BENGALURU: The Karnataka High Court directed the Child Development Project officers to ensure that awareness of criminal liability is displayed at every venue where marriages are usually held.
Temple authorities, marriage halls, and similar establishments should display notices stating that the marriage of a person below the age of 18 is prohibited by law and attracts criminal consequences.
“The pernicious practice of child marriage must be decisively uprooted. It must also be observed that responsibility does not rest solely on contracting parties. Where a marriage is solemnised in a temple, the management of a temple and the officiating priest who performs the ceremony may fall within the sweep of liability under the Prohibition of Child Marriage Act, 2006.
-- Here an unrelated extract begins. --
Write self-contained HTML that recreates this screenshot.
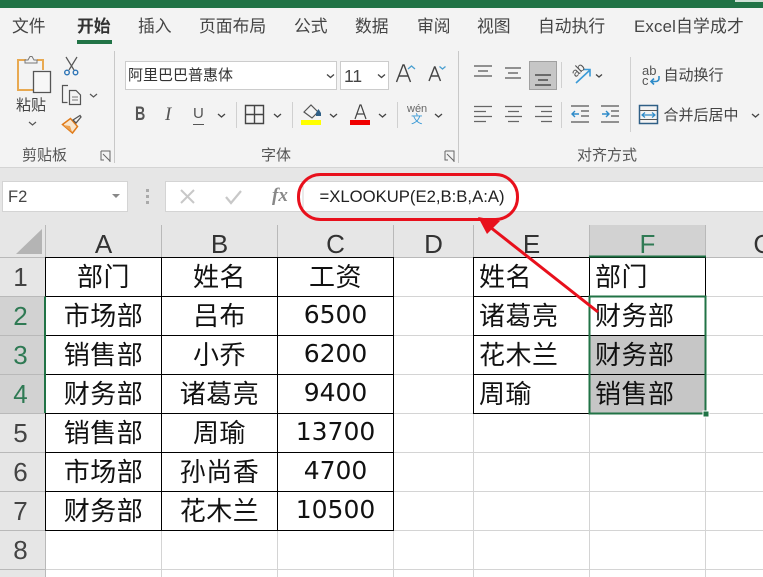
<!DOCTYPE html>
<html lang="zh"><head><meta charset="utf-8"><style>
html,body{margin:0;padding:0}
body{width:763px;height:577px;position:relative;overflow:hidden;background:#fff;font-family:"Liberation Sans","Noto Sans CJK SC",sans-serif;color:#444}
div,span{position:absolute;white-space:nowrap}
.t{font-size:16.800px;line-height:20px;top:17px;color:#444}
.s{font-size:15px;line-height:18px;color:#444}
.g{font-size:15px;line-height:16px;top:148px;color:#555}
.l{background:#c8c8c8;width:1px}
.h{font-size:26px;line-height:32px;color:#333;text-align:center;font-family:"Liberation Sans",sans-serif;top:228px;height:30px;font-weight:400}
.r{font-size:26px;line-height:38px;color:#444;text-align:center;left:0;width:41px;height:38px;font-family:"Liberation Sans",sans-serif}
.c{font-family:"Noto Sans CJK SC",sans-serif;font-size:26px;line-height:38px;height:38px;color:#111;text-align:center;letter-spacing:.5px}
.n{font-family:"DejaVu Sans",sans-serif;font-size:25px;letter-spacing:0}
.ca{left:46px;width:115px}.cb{left:162px;width:115px}.cc{left:278px;width:115px}
.le{left:479px;text-align:left}.lf{left:595px;text-align:left}
svg{position:absolute;overflow:visible}
</style></head><body>
<div style="left:0;top:0;width:763px;height:8px;background:#217346"></div>
<div style="left:735px;top:0;width:28px;height:2px;background:#cfe0d6"></div>
<div style="left:0;top:8px;width:763px;height:159px;background:#f3f3f3"></div>
<div style="left:0;top:167px;width:763px;height:58px;background:#e6e6e6;border-top:1px solid #d4d4d4;box-sizing:border-box"></div>

<div class="t" style="left:12px">文件</div>
<div class="t" style="left:77px;font-weight:700;color:#333">开始</div>
<div style="left:77px;top:40px;width:35px;height:4px;background:#217346"></div>
<div class="t" style="left:138px">插入</div>
<div class="t" style="left:199px">页面布局</div>
<div class="t" style="left:294px">公式</div>
<div class="t" style="left:355px">数据</div>
<div class="t" style="left:417px">审阅</div>
<div class="t" style="left:477px">视图</div>
<div class="t" style="left:538px">自动执行</div>
<div class="t" style="left:634px;letter-spacing:.2px">Excel自学成才</div>

<div class="l" style="left:114px;top:51px;height:112px"></div>
<div class="l" style="left:458px;top:51px;height:112px"></div>
<div class="l" style="left:236px;top:102px;height:26px;background:#d0d0d0"></div>
<div class="l" style="left:292px;top:102px;height:26px;background:#d0d0d0"></div>
<div class="l" style="left:397px;top:102px;height:26px;background:#d0d0d0"></div>
<div class="l" style="left:561px;top:62px;height:26px;background:#d0d0d0"></div>
<div class="l" style="left:561px;top:102px;height:26px;background:#d0d0d0"></div>
<div class="l" style="left:630px;top:57px;height:75px;background:#d0d0d0"></div>

<div style="left:125px;top:61px;width:212px;height:29px;background:#fff;border:1px solid #ccc;box-sizing:border-box"></div>
<div class="s" style="left:128px;top:67px;color:#333">阿里巴巴普惠体</div>
<div style="left:340px;top:61px;width:49px;height:29px;background:#fff;border:1px solid #ccc;box-sizing:border-box"></div>
<div class="s" style="left:344px;top:66px;font-size:17.500px;line-height:20px">11</div>

<svg style="left:0;top:0" width="763" height="167" fill="none">
<path d="M26 60h-8v30h15M37 60h6v10" stroke="#e8a951" stroke-width="2"/>
<path d="M25 63v-3h3l2-3.500h2l2 3.500h3v3z" fill="#f3f3f3" stroke="#777" stroke-width="1"/>
<path d="M33.500 71.500h17v21h-17z" fill="#f7f7f7" stroke="#555" stroke-width="1.300"/>
<path d="M66 57l8 13M77 57l-8 13" stroke="#555" stroke-width="1.200"/>
<circle cx="67" cy="72.500" r="2.300" stroke="#2e75b6" stroke-width="1.400"/><circle cx="75.500" cy="72.500" r="2.300" stroke="#2e75b6" stroke-width="1.400"/>
<path d="M68 85.500h-5.500v17h5M69.500 90.500h6.500l4.500 4.500v9.500h-11z" stroke="#555" stroke-width="1.200"/><path d="M72 97h6M72 100h6" stroke="#777"/>
<path d="M90 94l3.500 3 3.500-3M29 122l3.500 3 3.500-3" stroke="#555" stroke-width="1.200"/>
<path d="M62.500 124.500l8-6 7 8-5 6.500z" fill="#f8e6cf" stroke="#e07b1a" stroke-width="1.500"/><path d="M63 125l9 7-2-6z" fill="#eda14e"/>
<path d="M73 120l7-4.500 1 1.500-5 6z" fill="#f3f3f3" stroke="#555" stroke-width="1.300"/>
<path d="M101 151h9v11M101 151v9h3M103 154l7 7" stroke="#666" stroke-width="1"/>
<path d="M445 151h9v11M445 151v9h3M447 154l7 7" stroke="#666" stroke-width="1"/>

<path d="M327 74.500l3.500 3 3.500-3M378 74.500l3.500 3 3.500-3M218 114l3.500 3 3.500-3M274 114l3.500 3 3.500-3M330 114l3.500 3 3.500-3M379 114l3.500 3 3.500-3M435 114l3.500 3 3.500-3M596 74.500l3 2.500 3-2.500M752 114l3.500 3 3.500-3" stroke="#444" stroke-width="1.300"/>
<path d="M245.500 105.500h18v18h-18zM254.500 105.500v18M245.500 114.500h18" stroke="#444" stroke-width="1.400"/>
<path d="M304 112l7-7 7 7-6 6z" stroke="#555" stroke-width="1.200"/><path d="M316 113l2.500-4 2.500 4v3h-5z" fill="#2f5f86"/>
<rect x="301" y="120" width="20" height="5" fill="#ffff00"/>
<path d="M355 119l5-14h1l5 14M357 114h7" stroke="#444" stroke-width="1.200"/>
<rect x="350" y="120" width="20" height="5" fill="#f00000"/>
<path d="M396.500 82l6.500-17h1l6.500 17M399 76h9" stroke="#444" stroke-width="1.400"/><path d="M408 69l3.500-3 3.500 3" stroke="#4a9fd0" stroke-width="1.300"/>
<path d="M429 81l5.500-14h.5l5.500 14M431 76h8" stroke="#444" stroke-width="1.400"/><path d="M439.500 66.500l3 2.500 3-2.500" stroke="#4a9fd0" stroke-width="1.300"/>

<path d="M474 66h18M478 71h10M474 76h18" stroke="#555" stroke-width="1.300"/>
<path d="M505 68h16M508 73h10M505 78h16" stroke="#555" stroke-width="1.300"/>
<rect x="529.500" y="61.500" width="27" height="28" fill="#c6c6c6" stroke="#a0a0a0"/>
<path d="M535 75h16M538 80h10M535 85h16" stroke="#333" stroke-width="1.300"/>
<path d="M474 106.500h18M474 111.500h12M474 116.500h18M474 121.500h12" stroke="#666" stroke-width="1.300"/>
<path d="M505 106.500h17M508 111.500h11M505 116.500h17M508 121.500h11" stroke="#666" stroke-width="1.300"/>
<path d="M535 106.500h17M541 111.500h11M535 116.500h17M541 121.500h11" stroke="#666" stroke-width="1.300"/>
<path d="M571 106h18M581 111h8M581 116h8M571 122h18" stroke="#555" stroke-width="1.300"/><path d="M579 114h-7M575 111l-3 3 3 3" stroke="#2e8bc9" stroke-width="1.400"/>
<path d="M601 106h18M611 111h8M611 116h8M601 122h18" stroke="#555" stroke-width="1.300"/><path d="M602 114h7M606 111l3 3-3 3" stroke="#2e8bc9" stroke-width="1.400"/>
<path d="M576 83l14-13M583 69.500h7v7" stroke="#3b9ad6" stroke-width="1.600"/>
<path d="M659 76v2.500a3 3 0 0 1-3 3h-5M654 78.500l-3 3 3 3" stroke="#2e8bc9" stroke-width="1.600"/>
<rect x="639.500" y="105.500" width="18" height="18" stroke="#2f5f86" stroke-width="1.500"/><path d="M640 110.500h17M640 119.500h17" stroke="#555"/><path d="M642 115h13M645 112.500l-3 2.500 3 2.500M652 112.500l3 2.500-3 2.500" stroke="#2e8bc9" stroke-width="1.200"/>
</svg>

<div class="s" style="left:16px;top:97px;color:#444">粘贴</div>
<div class="g" style="left:22px">剪贴板</div>
<div class="g" style="left:261px">字体</div>
<div class="g" style="left:577px">对齐方式</div>

<div style="left:135px;top:104px;font-size:19px;font-weight:700;line-height:22px;color:#555;transform:scaleX(.75);transform-origin:left">B</div>
<div style="left:165px;top:104px;font-size:19px;font-style:italic;line-height:22px;font-family:'Liberation Serif',serif;color:#555">I</div>
<div style="left:193px;top:104px;font-size:15px;line-height:20px;color:#555;border-bottom:1px solid #555;height:20px">U</div>
<div style="left:407px;top:103px;font-size:11px;line-height:12px;color:#666">wén</div>
<div style="left:411px;top:114px;font-size:11.500px;line-height:12px;color:#3b9ad6">文</div>
<div style="left:571px;top:63px;font-size:12.500px;line-height:14px;color:#555;transform:rotate(-45deg)">ab</div>
<div style="left:642px;top:65px;font-size:13px;line-height:11px;color:#555">ab</div>
<div style="left:642px;top:75px;font-size:13px;line-height:11px;color:#555">c</div>
<div class="s" style="left:663.500px;top:67px">自动换行</div>
<div class="s" style="left:663.500px;top:107px">合并后居中</div>

<div style="left:2px;top:181px;width:126px;height:31px;background:#fff;border:1px solid #d4d4d4;box-sizing:border-box"></div>
<div style="left:8px;top:187px;font-size:16.500px;line-height:20px;color:#444">F2</div>
<div style="left:112px;top:194px;width:0;height:0;border-left:4px solid transparent;border-right:4px solid transparent;border-top:4px solid #888"></div>
<div style="left:146px;top:189px;width:3px;height:3px;background:#aaa;box-shadow:0 6px 0 #aaa,0 12px 0 #aaa"></div>
<div style="left:165px;top:181px;width:598px;height:31px;background:#fff;border:1px solid #d4d4d4;border-right:0;box-sizing:border-box"></div>
<svg style="left:0;top:0" width="763" height="225" fill="none"><path d="M181 190l13 13M194 190l-13 13" stroke="#c8c8c8" stroke-width="2"/><path d="M226 197l5 6 10-12" stroke="#c8c8c8" stroke-width="2.200"/><path d="M303 182v30" stroke="#d4d4d4"/></svg>
<div style="left:272px;top:185px;font-family:'Liberation Serif',serif;font-style:italic;font-weight:700;font-size:19px;line-height:22px;color:#888">fx</div>
<div style="left:319.500px;top:185px;font-family:'Liberation Sans',sans-serif;font-size:16.700px;line-height:24px;color:#222">=XLOOKUP(E2,B:B,A:A)</div>

<div style="left:0;top:225px;width:763px;height:32px;background:#e6e6e6"></div>
<div style="left:0;top:225px;width:45px;height:352px;background:#e6e6e6"></div>
<div style="left:589px;top:225px;width:117px;height:32px;background:#d2d2d2"></div>
<div style="left:0;top:296px;width:45px;height:117px;background:#d2d2d2"></div>
<svg style="left:0;top:0" width="763" height="577" shape-rendering="crispEdges">
<path d="M16 254L42 229V254Z" fill="#b4b4b4" shape-rendering="auto"/>
<path fill="none" stroke="#d4d4d4" d="M45.500 258V577M161.500 258V577M277.500 258V577M393.500 258V577M473.500 258V577M589.500 258V577M705.500 258V577M46 296.500H763M46 335.500H763M46 374.500H763M46 413.500H763M46 452.500H763M46 491.500H763M46 530.500H763M46 569.500H763"/>
<path fill="none" stroke="#b9b9b9" d="M45.500 225V257M161.500 225V257M277.500 225V257M393.500 225V257M473.500 225V257M589.500 225V257M705.500 225V257M0 257.500H763M0 296.500H45M0 335.500H45M0 374.500H45M0 413.500H45M0 452.500H45M0 491.500H45M0 530.500H45M0 569.500H45M45.500 225V577"/>
<rect x="590" y="336" width="115" height="77" fill="#c6c6c6"/>
<path fill="none" stroke="#000" d="M45.500 257.500H393.500M45.500 296.500H393.500M45.500 335.500H393.500M45.500 374.500H393.500M45.500 413.500H393.500M45.500 452.500H393.500M45.500 491.500H393.500M45.500 530.500H393.500M45.500 257V531M161.500 257V531M277.500 257V531M393.500 257V531M473.500 257.500H705.500M473.500 296.500H705.500M473.500 335.500H705.500M473.500 374.500H705.500M473.500 413.500H705.500M473.500 257V414M589.500 257V414M705.500 257V297"/>
<path d="M45 296.500V413" stroke="#217346" fill="none" stroke-width="2"/>
<path d="M589 256.500H706" stroke="#217346" fill="none" stroke-width="2"/>
<rect x="589.500" y="296.500" width="116" height="117" fill="none" stroke="#217346" stroke-width="2"/>
<rect x="703" y="411" width="6" height="6" fill="#217346" stroke="#fff" stroke-width="1"/>
</svg>

<div class="h" style="left:46px;width:115px">A</div>
<div class="h" style="left:162px;width:115px">B</div>
<div class="h" style="left:278px;width:115px">C</div>
<div class="h" style="left:394px;width:79px">D</div>
<div class="h" style="left:474px;width:115px">E</div>
<div class="h" style="left:590px;width:115px;color:#2f7a54">F</div>
<div class="h" style="left:706px;width:115px">G</div>

<div class="r" style="top:258px">1</div>
<div class="r" style="top:297px;color:#2f7a54">2</div>
<div class="r" style="top:336px;color:#2f7a54">3</div>
<div class="r" style="top:375px;color:#2f7a54">4</div>
<div class="r" style="top:414px">5</div>
<div class="r" style="top:453px">6</div>
<div class="r" style="top:492px">7</div>
<div class="r" style="top:531px">8</div>

<div class="c ca" style="top:257px">部门</div><div class="c cb" style="top:257px">姓名</div><div class="c cc" style="top:257px">工资</div>
<div class="c ca" style="top:296px">市场部</div><div class="c cb" style="top:296px">吕布</div><div class="c cc n" style="top:296px">6500</div>
<div class="c ca" style="top:335px">销售部</div><div class="c cb" style="top:335px">小乔</div><div class="c cc n" style="top:335px">6200</div>
<div class="c ca" style="top:374px">财务部</div><div class="c cb" style="top:374px">诸葛亮</div><div class="c cc n" style="top:374px">9400</div>
<div class="c ca" style="top:413px">销售部</div><div class="c cb" style="top:413px">周瑜</div><div class="c cc n" style="top:413px">13700</div>
<div class="c ca" style="top:452px">市场部</div><div class="c cb" style="top:452px">孙尚香</div><div class="c cc n" style="top:452px">4700</div>
<div class="c ca" style="top:491px">财务部</div><div class="c cb" style="top:491px">花木兰</div><div class="c cc n" style="top:491px">10500</div>

<div class="c le" style="top:257px">姓名</div><div class="c lf" style="top:257px">部门</div>
<div class="c le" style="top:296px">诸葛亮</div><div class="c lf" style="top:296px">财务部</div>
<div class="c le" style="top:335px">花木兰</div><div class="c lf" style="top:335px">财务部</div>
<div class="c le" style="top:374px">周瑜</div><div class="c lf" style="top:374px">销售部</div>

<svg style="left:0;top:0" width="763" height="577" fill="none">
<rect x="298.500" y="174.500" width="219" height="45" rx="22" stroke="#e8101c" stroke-width="3"/>
<path d="M598 312L490 227" stroke="#e8101c" stroke-width="3"/>
<path d="M478 217L500 221L487 234Z" fill="#e8101c"/>
</svg>
</body></html>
If the marriage is conducted in a marriage hall or other venue, its management and facilitators cannot claim insulation. The statutory design, particularly under Section 11, contemplates accountability for those who promote, permit or fail to prevent such solemnization”, the court said.
Justice M Nagaprasanna passed the order recently, rejecting the petition filed by the parents of a 27-year-old man who married a 16-year-old minor girl, and her parents from Bengaluru Rural District, questioning the criminal proceedings initiated against them under the provisions of the Prohibition of Child Marriage Act.
The court said, “The print and electronic media, as vital instruments of public consciousness, must also play their role in sensitising society. Eradication of child marriage is not merely a statutory goal; it is a Constitutional imperative. The law protects childhood so that it may blossom into informed adulthood. This court will not permit this protection to be diminished.”
The court noted that it is increasingly confronted with the growing stream of litigation arising either under the provisions of the Protection of Children from Sexual Offences Act, 2012 or under the Prohibition of Child Marriage Act.
A disturbing pattern emerges from these cases. Parents of both the boy and the girl, acting in concert and often under the mistaken cloak of social propriety, solemnise marriages of girls before they attain the age of 18 years. What is presented as familial consent is, in truth, a surrender of childhood, it added.
It also noted that a girl married before 18 does not merely enter matrimony, she exits. The promise of education fades into abstraction. The dream of academic or professional advancement remains a dream. The submission that the couple is presently living in harmony in this case does not efface the illegality committed at the time of solemnisation, the court said.